Fort Worth — Clap if you believe in fairies (the tiny flying kind with gossamer wings), never growing up and flying! If you're not clapping, then keep your cranky self far away from Peter Pan at Casa Mañana Children’s Theatre because you will be called upon to believe all of that, plus save a fading fairy from dying.
We live in a time when toys like Legos get their own movie and superheroes come to life on film and in video games with a plethora of dazzling special effects. Even in live theater geared to younger audiences, the world's most beloved nanny, Mary Poppins, magically disappears into the rafters, Chitty-Chitty Bang Bang actually flies, and petals delicately drop from an enchanted rose. That's why it was so heart-warming to know that kids can still be enthralled when Peter Pan flies and makes Wendy, John and Michael fly, too, and can clap as hard as they can to keep a fairy from meeting her demise!

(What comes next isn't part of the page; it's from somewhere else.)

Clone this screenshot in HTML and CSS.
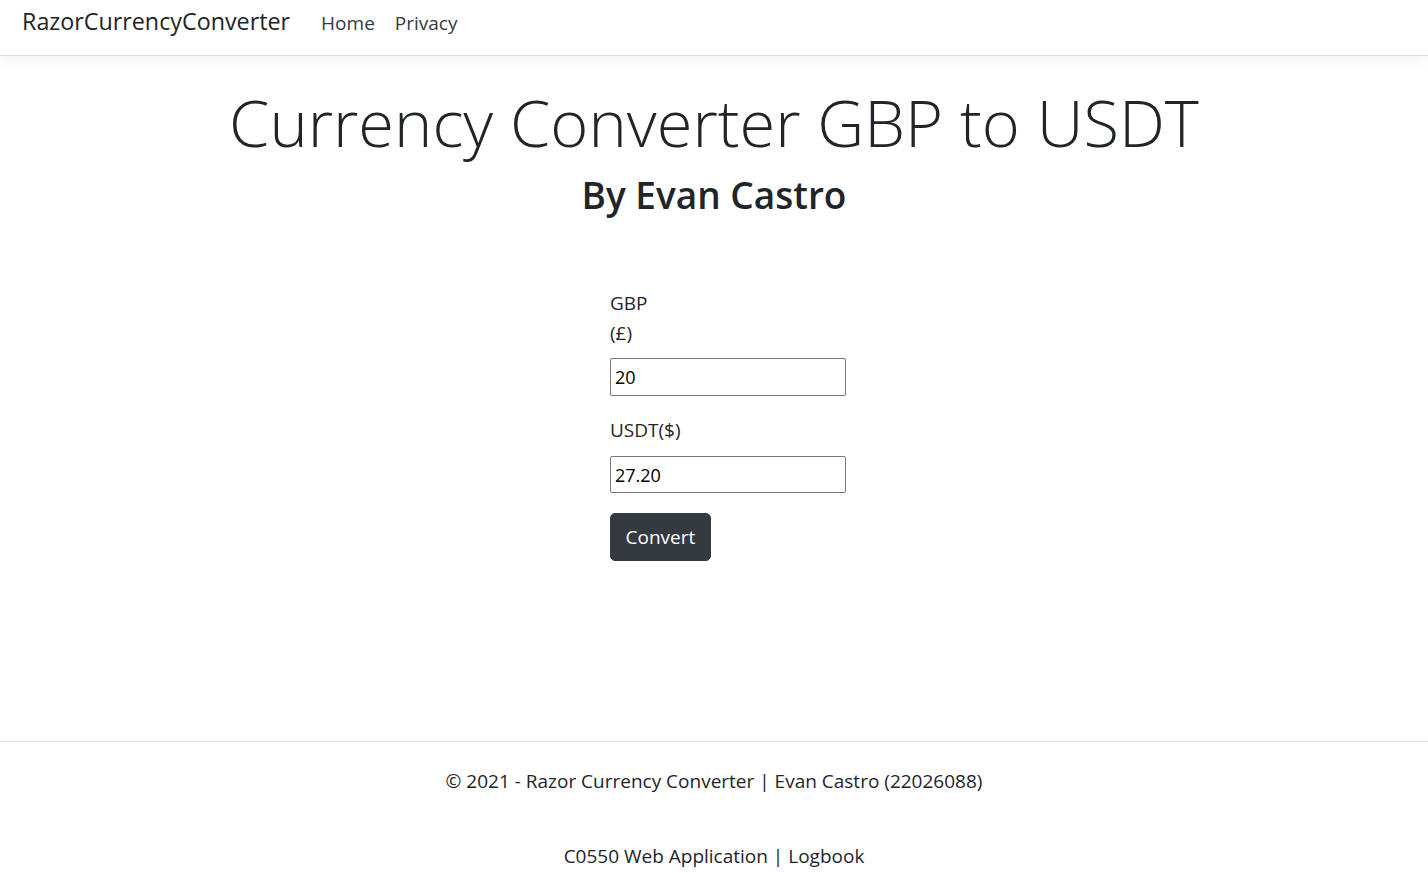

Casa Manana's Peter Pan isn't the Disney version, it's Mary Martin's Peter Pan, or more recently, Cathy Rigby's, originally conceived, directed and choreographed for Broadway by Jerome Robbins based on the story of the boy who refused to grow up written by Sir James Barrie. Noah Putterman and Jeremy Dumont take on Robbins' previous roles as director and choreographer, respectively.
Under Putterman's direction, the cast tells the familiar story with innocence and charm, and most importantly, fun. Stage movement is energetic, clever and mined for laughs. Dumont's choreography remains true to Robbins original choreography and is as delightful now as it was then.
Just in case it's been a while, here's a refresher. Peter Pan and his personal fairy, Tinkerbell, drop in one night on the Darling family, Wendy, John and Michael, in search of Peter's shadow, which Mrs. Darling snatched and stuffed in a bureau drawer when she thought Peter was a prowler. It turns out Peter is a frequent "guest" at the Darlings to eavesdrop on the children's bedtime stories. But he missed the ending to Cinderella, so in addition to reclaiming his shadow, he wants to know what happened to Cinderella and Prince Charming, not only for his own curiosity, but he's left his band of Lost Boys in suspense back in Never-Neverland.
After meeting the Darlings, Peter thinks it's a splendid idea for them all to go to Neverland with him, where Wendy will become mom to the Lost Boys, tell them stories and make them pockets. After a little lesson in flying, they're off! Once in Neverland, they are subjected to a band of goofball pirates led by the terrible Captain Hook and Tiger Lily and her tribe of silly Indians. And Wendy learns about Peter's plans to resist adulthood in any way, shape or form.
Alyssa Robbins continues the tradition of having a female play the perpetual boy, and she arrives through the nursery window in a sprinkling of fairy dust, earning applause from the audience for her entrance. She's a ball of energy, bravado and confident poses throughout the show whether her feet are on the stage, the fireplace mantel or in the air. You can find dozens of Peter Pan flying mishaps by searching YouTube, but happily, the Saturday matinee on opening weekend had none. Robbins expertly leads the cast in the two best musical numbers, "I Gotta Crow" and "I Won't Grow Up."
As the Darling children, just try to keep your eyes off of the littlest Darling, Stephen Newton. He is adorable. Be sure to watch him as they celebrate when Peter gets the best of the pirates—hilarious and the cutest thing ever. His older brother, John, played by Hunter Hall in the Saturday performances, is a little more stoic, but quite impressed with finding himself airborne and all the adventures in Neverland. Emma Colwell is a sweet, motherly Wendy, who's taken with Peter until she realizes he will always stay a child.
The pirates are led by the new comedy duo, David Coffee and Greg Dulcie, as Captain Hook and Smee. Coffee brings his natural talent for comedy to the role of Hook and makes great use of his hooked appendage for sight gags. As for Dulcie, there is no better, or funnier, pirate in the Metroplex. Costume designer Tammy Spencer must keep his green striped leggings and sandals on standby.
The playbill doesn't give credit to the actor who plays Nana, the dog, but special kudos to whoever that is performing on hands and knees. However, Nana is just a little bit on the barky side.
Samuel Rushen is the designer behind the lush lighting and the quaint scenic design of the nursery set. He makes clever and efficient use of the nursery beds once the action moves to Neverland. The only time the set relocates is to the deck of Captain Hook's ship, which looks a little bare for a working ship. Not many ropes and such, but Hook has a fabulous chaise lounge.
Spencer's costumes look like they leaped off the pages of a storybook with attention to detail from Wendy's hair ribbon and Mary Janes to giving each pirate his own personal style.
Casa Manana's Peter Pan is a flight of fancy for adults and children of all ages, and a welcome escape for those who love the idea of a place where time is never planned. It's also a great reminder that a good story never goes out of style. Clap if you believe!